The devices could be owned by a transmission or distribution network business, or a related entity of the business. The network business could use the device to provide network support services as an alternative to augmenting the network. The network could also enter into agreements with a third party to use the devices to trade energy and ancillary services.
There is currently limited use of these types of arrangements in the NEM, with their deployment mainly being limited to small-scale trials. One example of such a trial is set out in Box 6.4.
It is important that network prices better signal the value of these services in reducing network costs, and that the wholesale market values new services that emerging technologies can provide such as very fast frequency response services.
Box 6.4 – Case study – Orchestration of solar and storage to provide multiple services328
AGL Energy has launched a Virtual Power Plant trial in South Australia with funding from ARENA. Over the next three years, AGL plans to have 1,000 smart, connected energy storage devices installed at homes and small businesses in Adelaide. Less than six months into the trial more than half the systems have been sold and a substantial fraction of these are already installed and operational.
When aggregated, the batteries will act like a 5 MW peaking power station that can be called upon to provide services to the grid.
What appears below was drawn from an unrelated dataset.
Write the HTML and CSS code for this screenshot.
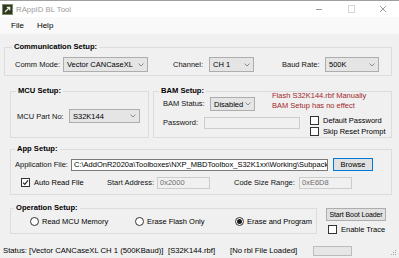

The project will demonstrate at a commercial scale the value that DER can provide to three groups of people:
Consumers can use the batteries to self-consume more of their solar power by storing energy produced during the day that might otherwise be exported at a low price per kWh to the grid, saving them money over purchasing electricity at a high price per kWh.
Retailers can benefit from reduced wholesale energy costs during peak periods, and through using the battery to sell frequency control services into the wholesale market.
In the future, networks can benefit from reducing network peak demand and voltage management services, potentially avoiding future network infrastructure expenditure.
Importantly, all consumers stand to benefit from such an arrangement through reduced network costs and improved reliability and security.